I currently have two fish with tuberculosis and the only hope of curing them is with Kanamycin sulfate, which i can no longer aquire without going to the vet, which is super expensive and inconvenient. Further more, most vet have no knowledge about fish diseases and often have no medication to treat them. Us aquarius might have to watch our fish die but can do nothing about it!

The ban of fish medication will cause hundreds if not thousands of easily avoidable fish deaths every year, bringing a wave of grief and suffering to not only us aquarius and our fish!

This ban has slaughtered thousands of fish! It is outragous and unnecessary, what is your opinion on the ban?

Sign the petition to APPEAL this ban at https://www.change.org/p/federal-go...ban-of-sale-of-fish-medication-in-fish-stores

I think with the removal of the ban, thousands of fish's life will be spared.
Thank you for those that participated.
Brian


----------



## Marillion (Aug 6, 2019)

Signed. Good idea!


----------



## CRS Fan (Apr 21, 2010)

I signed it! Let’s keep the momentum going.

Best regards,

Stuart


Sent from my iPhone using Tapatalk


----------



## SouthBurnaby Mike (Apr 25, 2019)

I got into the hobby just after the the ban and was not happy to find this out. Will sign!
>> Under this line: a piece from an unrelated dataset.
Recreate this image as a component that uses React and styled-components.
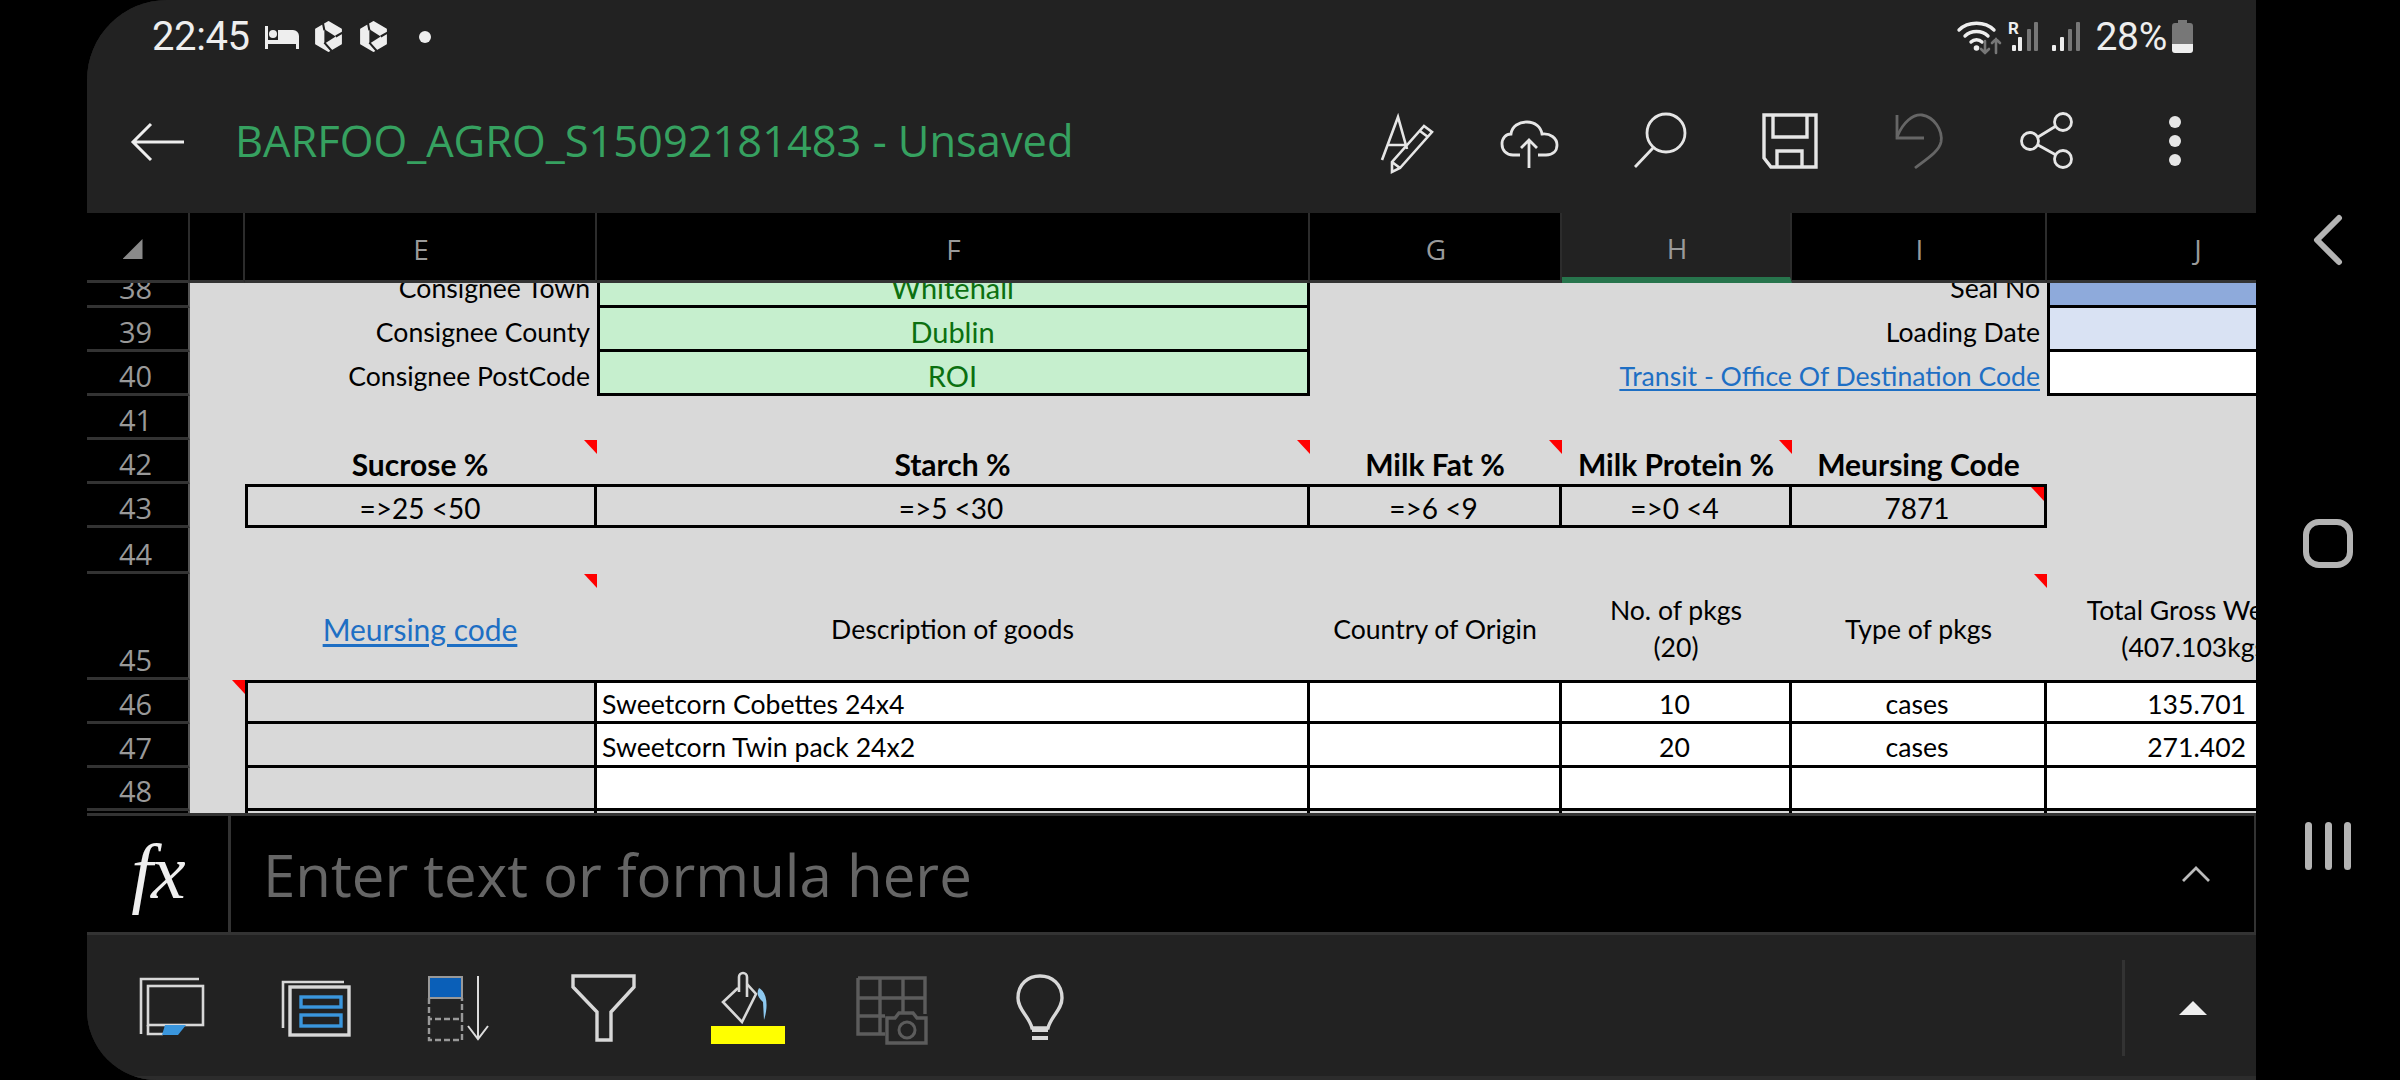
import React from "react";
import styled, { createGlobalStyle } from "styled-components";

const COLS = "103px 55px 352px 713px 252px 230px 255px 302px";
const CELL_FONT = `"Lato", "Liberation Sans", sans-serif`;
const UI_FONT = `"Open Sans", "Liberation Sans", sans-serif`;

const Global = createGlobalStyle`
  html, body { margin: 0; padding: 0; background: #000; }
  #root { width: 2400px; height: 1080px; }
`;
const Screen = styled.div`
  width: 2400px; height: 1080px; background: #000; display: flex; overflow: hidden;
`;
const Bezel = styled.div`width: 87px; flex: none; background: #000;`;
const Phone = styled.main`
  width: 2169px; height: 1080px; flex: none; display: flex; flex-direction: column;
  background: #222; overflow: hidden;
  border-radius: 80px 0 0 70px;
`;
const NavColumn = styled.nav`
  width: 144px; flex: none; display: flex; flex-direction: column; align-items: center;
  padding-top: 215px; gap: 254px; box-sizing: border-box;
`;
const Header = styled.header`height: 213px; flex: none; background: #222;`;
const StatusBar = styled.div`
  height: 72px; display: flex; align-items: center; padding: 1px 63px 0 65px; box-sizing: border-box;
`;
const Time = styled.span`
  font: 400 40px "Roboto", sans-serif; color: #eee; margin-right: 15px; letter-spacing: -0.4px;
`;
const StatusLeft = styled.div`display: flex; align-items: center; gap: 14px;`;
const StatusRight = styled.div`margin-left: auto; display: flex; align-items: center; gap: 5px;`;
const Percent = styled.span`font: 400 39px "Roboto", sans-serif; color: #eee; margin-left: 9px; letter-spacing: -0.3px;`;
const AppBar = styled.div`
  height: 141px; display: flex; align-items: center; padding: 0 49px 2px 43px; box-sizing: border-box;
`;
const Title = styled.h1`
  margin: 0 0 3px 51px; font: 400 43.400px ${UI_FONT}; color: #36a160; white-space: nowrap;
`;
const AppActions = styled.div`margin-left: auto; display: flex; gap: 64px;`;
const ColRow = styled.div`
  display: grid; grid-template-columns: ${COLS}; height: 70px; flex: none; background: #000;
`;
const ColHead = styled.div`
  box-sizing: border-box; display: flex; align-items: center; justify-content: center; padding: 5px 0 0 2px;
  border-right: 2px solid #2c2c2c; border-bottom: ${p => (p.$active ? "6px solid #27744c" : "3px solid #333")};
  background: ${p => (p.$active ? "#222" : "#000")};
  color: #9a9a9a; font: 400 28px ${UI_FONT}; height: 70px;
`;
const CornerMark = styled.span`
  width: 20px; height: 20px; background: #8a8a8a; clip-path: polygon(100% 0, 100% 100%, 0 100%);
  margin-left: -12px;
`;
const Viewport = styled.section`
  height: 530px; flex: none; overflow: hidden; background: #d9d9d9;
`;
const Rows = styled.div`margin-top: -19px;`;
const SheetRow = styled.div`
  display: grid; grid-template-columns: ${COLS}; grid-template-rows: ${p => p.$h}px; height: ${p => p.$h}px;
`;
const RowNum = styled.div`
  box-sizing: border-box; background: #000; color: #999; font: 400 29px ${UI_FONT};
  display: flex; justify-content: center; align-items: flex-end; padding: 0 4px 0 0; line-height: 35px;
  border-bottom: 3px solid #333; border-right: 2px solid #555; min-height: 0;
`;
const edge = (on) => (on ? "3px solid #000" : "0 none");
const topPad = (edges) => {
  if (edges?.includes("t")) return 5;
  return edges?.includes("b") ? 6 : 4;
};
const Cell = styled.div`
  position: relative; box-sizing: border-box; min-width: 0; min-height: 0; white-space: nowrap;
  grid-column: span ${p => p.$span || 1};
  display: flex; align-items: center;
  padding: ${p => topPad(p.$edges)}px ${p => p.$pr ?? 7}px 0 5px;
  justify-content: ${p => (p.$align === "right" ? "flex-end" : p.$align === "left" ? "flex-start" : "center")};
  background: ${p => p.$fill || "#d9d9d9"};
  color: ${p => p.$tone || "#000"};
  font: ${p => (p.$bold ? 700 : 400)} ${p => p.$size || 26.6}px/37px ${CELL_FONT};
  text-align: center;
  border-left: ${p => edge(p.$edges?.includes("l"))};
  border-right: ${p => edge(p.$edges?.includes("r"))};
  border-top: ${p => edge(p.$edges?.includes("t"))};
  border-bottom: ${p => edge(p.$edges?.includes("b"))};
`;
const SheetLink = styled.span`color: #1e6fc4; text-decoration: underline; text-underline-offset: 3px;`;
const Note = styled.i`
  position: absolute; top: 0; right: 0; width: 13px; height: 14px; background: #f00;
  clip-path: polygon(0 0, 100% 0, 100% 100%); z-index: 2;
`;
const FormulaBar = styled.section`
  height: 122px; flex: none; display: flex; align-items: center; background: #000; box-sizing: border-box;
  border-top: 3px solid #333; border-bottom: 3px solid #333; border-right: 2px solid #333;
`;
const FxCell = styled.div`
  width: 144px; height: 100%; flex: none; box-sizing: border-box; border-right: 3px solid #333;
  display: flex; align-items: center; justify-content: center; padding-bottom: 4px;
  font: italic 400 78px "Liberation Serif", serif; color: #eee; letter-spacing: -2px;
`;
const Placeholder = styled.span`
  margin-left: 32px; font: 400 58.200px ${UI_FONT}; color: #666; white-space: nowrap;
`;
const ChevronSlot = styled.div`margin-left: auto; margin-right: 44px; display: flex;`;
const Toolbar = styled.section`
  flex: 1; display: flex; align-items: center; background: #222; padding: 5px 49px 0 13px; box-sizing: border-box;
  border-bottom: 4px solid #2c2c2c;
`;
const ToolSlot = styled.div`
  width: 144px; display: flex; justify-content: center; flex: none;
`;
const ToolEnd = styled.div`
  margin-left: auto; height: 96px; width: 85px; display: flex; align-items: center; justify-content: flex-end;
  border-left: 3px solid #333; box-sizing: border-box;
`;
const Svg = styled.svg`display: block; flex: none; fill: none; overflow: visible; margin-left: ${p => p.$ml || 0}px;`;

const BedIcon = () => (
  <Svg width="34" height="24" viewBox="0 0 34 24">
    <path fill="#eee" d="M0 1h3v14h10V5h15a6 6 0 0 1 6 6v13h-3v-5H3v5H0z" />
    <circle cx="8" cy="9" r="4" fill="#eee" />
  </Svg>
);
const CycleIcon = () => (
  <Svg width="31" height="33" viewBox="1 0 28 32">
    <path fill="#eee" stroke="#eee" strokeWidth="2" strokeLinejoin="round" d="M15 2l12 7v14l-12 7-12-7V9z" />
    <path fill="#222" d="M11 9l11 7-11 7z" />
    <path stroke="#222" strokeWidth="2" d="M11 10L9 0M22 16l7-4M11 22l8 9" />
  </Svg>
);
const Dot = styled.span`width: 12px; height: 12px; border-radius: 50%; background: #eee; margin-left: 16px;`;
const WifiIcon = () => (
  <Svg width="46" height="34" viewBox="0 0 46 34" strokeLinecap="round">
    <path stroke="#eee" strokeWidth="3.400" d="M2 10C11 1 28 1 37 10M8 16c6-6 17-6 23 0M14 22c3-3 8-3 11 0" />
    <circle cx="19.500" cy="28" r="2.800" fill="#eee" />
    <path stroke="#777" strokeWidth="2.600" d="M28 21v12M24 29l4 4 4-4M39 33V19M35 23l4-4 4 4" />
  </Svg>
);
const bar = (x, h, c) => <rect key={x} x={x} y={31 - h} width="4" height={h} rx="1" fill={c} />;
const RoamIcon = () => (
  <Svg width="31" height="34" viewBox="0 0 31 34">
    {bar(4, 6, "#eee")}{bar(10, 14, "#eee")}{bar(19, 22, "#777")}{bar(26, 29, "#777")}
    <text x="0" y="14" fontFamily="Roboto, sans-serif" fontWeight="700" fontSize="17" fill="#eee">R</text>
  </Svg>
);
const BarsIcon = () => (
  <Svg $ml={7} width="30" height="34" viewBox="0 0 30 34">
    {bar(1, 6, "#eee")}{bar(9, 14, "#eee")}{bar(17, 22, "#777")}{bar(25, 29, "#777")}
  </Svg>
);
const BatteryIcon = () => (
  <Svg width="21" height="33" viewBox="0 0 21 33">
    <path fill="#777" d="M6 0h9v3h3a3 3 0 0 1 3 3v18H0V6a3 3 0 0 1 3-3h3z" />
    <path fill="#eee" d="M0 24h21v6a3 3 0 0 1-3 3H3a3 3 0 0 1-3-3z" />
  </Svg>
);
const BackIcon = () => (
  <Svg width="54" height="40" viewBox="0 0 54 40" stroke="#eee" strokeWidth="3">
    <path d="M54 20H3M21 2L3 20l18 18" />
  </Svg>
);
const Act = ({ children, c = "#e6e6e6", w = 2.800 }) => (
  <Svg width="64" height="64" viewBox="0 0 64 64" stroke={c} strokeWidth={w}>{children}</Svg>
);
const FontIcon = () => (
  <Act w={2.600}>
    <path d="M7 50L23 7l9 32M12 35h18" />
    <path d="M17 62V52L49 16l8 6-32 36zM45 21l8 6M17 52l8 6" />
  </Act>
);
const CloudIcon = () => (
  <Act>
    <g transform="translate(-3 0)">
      <path d="M20 45h-7C6 45 2 40 2 34c0-6 4-10 9-10 1-8 8-12 16-12s14 5 15 12c8-1 15 4 15 11 0 6-4 10-11 10h-8" />
      <path d="M29 58V30M21 38l8-8 8 8" />
    </g>
  </Act>
);
const SearchIcon = () => (
  <Act>
    <g transform="translate(-2 0)">
      <circle cx="37" cy="23" r="19" /><path d="M24 38L6 57" />
    </g>
  </Act>
);
const SaveIcon = () => (
  <Act w={3.400}>
    <path d="M5 5h52v52H12l-7-9z" /><path d="M14 5v22h34V5M18 57V41h25v16" />
  </Act>
);
const UndoIcon = () => (
  <Act c="#666">
    <path d="M10 5v23h27" /><path d="M10 27C16 12 26 4 35 5c12 2 21 15 19 27-2 10-16 18-26 26" />
  </Act>
);
const ShareIcon = () => (
  <Act>
    <circle cx="48" cy="12" r="8.500" /><circle cx="15" cy="31" r="8.500" /><circle cx="48" cy="49" r="8.500" />
    <path d="M23 27l18-11M23 35l18 10" />
  </Act>
);
const KebabIcon = () => (
  <Svg width="64" height="64" viewBox="0 0 64 64">
    <circle cx="32" cy="12" r="6" fill="#e6e6e6" /><circle cx="32" cy="31" r="6" fill="#e6e6e6" /><circle cx="32" cy="50" r="6" fill="#e6e6e6" />
  </Svg>
);
const Tool = ({ children }) => (
  <ToolSlot><Svg width="80" height="80" viewBox="0 0 80 80" stroke="#d8d8d8" strokeWidth="2.600">{children}</Svg></ToolSlot>
);
const SheetsTool = () => (
  <Tool>
    <path d="M9 66V11h58" /><rect x="16" y="18" width="55" height="39" />
    <path d="M16 57v9h15" />
    <path fill="#3a96dd" stroke="none" d="M33 57h21l-8 10H30z" />
  </Tool>
);
const ViewsTool = () => (
  <Tool>
    <path d="M7 60V14h61" /><rect x="14" y="19" width="59" height="48" strokeWidth="3.400" />
    <rect x="25" y="29" width="40" height="10" stroke="#3a96dd" strokeWidth="3.400" />
    <rect x="25" y="47" width="40" height="11" stroke="#3a96dd" strokeWidth="3.400" />
  </Tool>
);
const SortTool = () => (
  <Tool>
    <rect x="9" y="9" width="33" height="21" fill="#0a5fb8" stroke="#999" strokeWidth="2" />
    <path stroke="#999" strokeDasharray="6 3" strokeWidth="2.400" d="M9 30v21h33V30M9 51v21h33V51" />
    <path stroke="#ddd" strokeWidth="2" d="M58 8v63M48 58l10 13 10-13" />
  </Tool>
);
const FilterTool = () => (
  <Tool><path d="M9 8h61v11L47 44v28H33V44L9 19z" strokeWidth="3.400" /></Tool>
);
const FillTool = () => (
  <Tool>
    <path d="M31 24V9a4 4 0 0 1 8 0v20" />
    <path d="M30 20L15 34l19 20 14-28-9-10" />
    <path fill="#8ec9f0" stroke="none" d="M51 20c-3 5-1 10 4 14l1 18c4-12 4-27-5-32z" />
    <rect x="3" y="58" width="74" height="18" fill="#ff0" stroke="none" />
  </Tool>
);
const CameraTool = () => (
  <Tool>
    <path stroke="#5c5c5c" strokeWidth="3.400" d="M6 10h67v36M6 10v56h27M6 30h67M6 48h27M28 10v56M51 10v36" />
    <path stroke="#5c5c5c" strokeWidth="3.400" fill="#222" d="M35 50h8l4-5h14l4 5h9v25H35z" />
    <circle cx="55" cy="62" r="8" stroke="#5c5c5c" strokeWidth="3" />
  </Tool>
);
const BulbTool = () => (
  <Tool>
    <g transform="translate(4 0)">
      <path strokeWidth="3.400" d="M40 8C28 8 18 16 18 30c0 12 11 18 14 30h16c3-12 14-18 14-30C62 16 52 8 40 8z" />
      <path strokeWidth="4" d="M32 62h16M32 70h16" />
    </g>
  </Tool>
);
const UpChevron = () => (
  <Svg width="28" height="16" viewBox="0 0 28 16" stroke="#bbb" strokeWidth="2.800"><path d="M1 15L14 2l13 13" /></Svg>
);
const UpTriangle = () => (
  <Svg width="28" height="14" viewBox="0 0 28 14"><path d="M14 0l14 14H0z" fill="#eee" /></Svg>
);
const NavBack = () => (
  <Svg width="30" height="50" viewBox="0 0 30 50" stroke="#b4b4b4" strokeWidth="6" strokeLinecap="round" strokeLinejoin="round">
    <path d="M26 3L4 25l22 22" />
  </Svg>
);
const NavHome = styled.div`
  width: 50px; height: 49px; box-sizing: border-box; border: 6px solid #b4b4b4; border-radius: 16px;
`;
const NavRecents = () => (
  <Svg width="46" height="48" viewBox="0 0 46 48">
    <rect x="0" y="0" width="7" height="48" rx="3.500" fill="#b4b4b4" /><rect x="20" y="0" width="7" height="48" rx="3.500" fill="#b4b4b4" /><rect x="39" y="0" width="7" height="48" rx="3.500" fill="#b4b4b4" />
  </Svg>
);

const GREEN = "#c6efce";
const GREEN_TEXT = "#0b7010";
const VALUE_PAD = 100;

export default function App() {
  return (
    <Screen>
      <Global />
      <Bezel />
      <Phone>
        <Header>
          <StatusBar>
            <Time>22:45</Time>
            <StatusLeft><BedIcon /><CycleIcon /><CycleIcon /><Dot /></StatusLeft>
            <StatusRight>
              <WifiIcon /><RoamIcon /><BarsIcon /><Percent>28%</Percent><BatteryIcon />
            </StatusRight>
          </StatusBar>
          <AppBar>
            <BackIcon />
            <Title>BARFOO_AGRO_S15092181483 - Unsaved</Title>
            <AppActions>
              <FontIcon /><CloudIcon /><SearchIcon /><SaveIcon /><UndoIcon /><ShareIcon /><KebabIcon />
            </AppActions>
          </AppBar>
        </Header>
        <ColRow>
          <ColHead><CornerMark /></ColHead>
          <ColHead />
          <ColHead>E</ColHead>
          <ColHead>F</ColHead>
          <ColHead>G</ColHead>
          <ColHead $active>H</ColHead>
          <ColHead>I</ColHead>
          <ColHead>J</ColHead>
        </ColRow>
        <Viewport>
          <Rows>
            <SheetRow $h={44}>
              <RowNum>38</RowNum><Cell />
              <Cell $align="right">Consignee Town</Cell>
              <Cell $size={29} $fill={GREEN} $tone={GREEN_TEXT} $edges="lrb">Whitehall</Cell>
              <Cell $span={3} $align="right">Seal No</Cell>
              <Cell $fill="#8eaadb" $edges="lb" />
            </SheetRow>
            <SheetRow $h={44}>
              <RowNum>39</RowNum><Cell />
              <Cell $align="right">Consignee County</Cell>
              <Cell $size={29} $fill={GREEN} $tone={GREEN_TEXT} $edges="lrb">Dublin</Cell>
              <Cell $span={3} $align="right">Loading Date</Cell>
              <Cell $fill="#d9e2f3" $edges="lb" />
            </SheetRow>
            <SheetRow $h={44}>
              <RowNum>40</RowNum><Cell />
              <Cell $align="right">Consignee PostCode</Cell>
              <Cell $size={29} $fill={GREEN} $tone={GREEN_TEXT} $edges="lrb">ROI</Cell>
              <Cell $span={3} $align="right"><SheetLink>Transit - Office Of Destination Code</SheetLink></Cell>
              <Cell $fill="#fff" $edges="lb" />
            </SheetRow>
            <SheetRow $h={44}>
              <RowNum>41</RowNum><Cell /><Cell /><Cell /><Cell $span={3} /><Cell />
            </SheetRow>
            <SheetRow $h={44}>
              <RowNum>42</RowNum><Cell />
              <Cell $bold $size={30}>Sucrose %<Note /></Cell>
              <Cell $bold $size={30}>Starch %<Note /></Cell>
              <Cell $bold $size={30}>Milk Fat %<Note /></Cell>
              <Cell $bold $size={30}>Milk Protein %<Note /></Cell>
              <Cell $bold $size={30}>Meursing Code</Cell>
              <Cell />
            </SheetRow>
            <SheetRow $h={44}>
              <RowNum>43</RowNum><Cell />
              <Cell $size={28} $edges="ltrb">=&gt;25 &lt;50</Cell>
              <Cell $size={28} $edges="trb">=&gt;5 &lt;30</Cell>
              <Cell $size={28} $edges="trb">=&gt;6 &lt;9</Cell>
              <Cell $size={28} $edges="trb">=&gt;0 &lt;4</Cell>
              <Cell $size={28} $edges="trb">7871<Note /></Cell>
              <Cell />
            </SheetRow>
            <SheetRow $h={46}>
              <RowNum>44</RowNum><Cell /><Cell /><Cell /><Cell $span={3} /><Cell />
            </SheetRow>
            <SheetRow $h={106}>
              <RowNum>45</RowNum><Cell />
              <Cell $size={30}><SheetLink>Meursing code</SheetLink><Note /></Cell>
              <Cell>Description of goods</Cell>
              <Cell>Country of Origin</Cell>
              <Cell><span>No. of pkgs<br />(20)</span></Cell>
              <Cell>Type of pkgs<Note /></Cell>
              <Cell><span>Total Gross Weight<br />(407.103kgs)</span></Cell>
            </SheetRow>
            <SheetRow $h={44}>
              <RowNum>46</RowNum><Cell><Note /></Cell>
              <Cell $edges="ltrb" />
              <Cell $fill="#fff" $edges="trb" $align="left">Sweetcorn Cobettes 24x4</Cell>
              <Cell $fill="#fff" $edges="trb" />
              <Cell $fill="#fff" $edges="trb">10</Cell>
              <Cell $fill="#fff" $edges="trb">cases</Cell>
              <Cell $fill="#fff" $edges="trb" $align="right" $pr={VALUE_PAD}>135.701</Cell>
            </SheetRow>
            <SheetRow $h={44}>
              <RowNum>47</RowNum><Cell />
              <Cell $edges="lrb" />
              <Cell $fill="#fff" $edges="rb" $align="left">Sweetcorn Twin pack 24x2</Cell>
              <Cell $fill="#fff" $edges="rb" />
              <Cell $fill="#fff" $edges="rb">20</Cell>
              <Cell $fill="#fff" $edges="rb">cases</Cell>
              <Cell $fill="#fff" $edges="rb" $align="right" $pr={VALUE_PAD}>271.402</Cell>
            </SheetRow>
            <SheetRow $h={43}>
              <RowNum>48</RowNum><Cell />
              <Cell $edges="lrb" />
              <Cell $fill="#fff" $edges="rb" /><Cell $fill="#fff" $edges="rb" /><Cell $fill="#fff" $edges="rb" /><Cell $fill="#fff" $edges="rb" /><Cell $fill="#fff" $edges="rb" />
            </SheetRow>
            <SheetRow $h={12}>
              <RowNum /><Cell /><Cell $edges="lr" /><Cell $edges="r" /><Cell $edges="r" /><Cell $edges="r" /><Cell $edges="r" /><Cell />
            </SheetRow>
          </Rows>
        </Viewport>
        <FormulaBar>
          <FxCell>fx</FxCell>
          <Placeholder>Enter text or formula here</Placeholder>
          <ChevronSlot><UpChevron /></ChevronSlot>
        </FormulaBar>
        <Toolbar>
          <SheetsTool /><ViewsTool /><SortTool /><FilterTool /><FillTool /><CameraTool /><BulbTool />
          <ToolEnd><UpTriangle /></ToolEnd>
        </Toolbar>
      </Phone>
      <NavColumn><NavBack /><NavHome /><NavRecents /></NavColumn>
    </Screen>
  );
}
Thanks


----------



## Bugs05 (9 mo ago)

PEA PUFFER said:


> The Federal Government of Canada has issued ban of importing and selling fish medication, which applies for all stores around Canada for regulation purpose since November of 2017.
> 
> I currently have two fish with tuberculosis and the only hope of curing them is with Kanamycin sulfate, which i can no longer aquire without going to the vet, which is super expensive and inconvenient. Further more, most vet have no knowledge about fish diseases and often have no medication to treat them. Us aquarius might have to watch our fish die but can do nothing about it!
> 
> ...


Signed because of this ban I lost my boy to dropsy


----------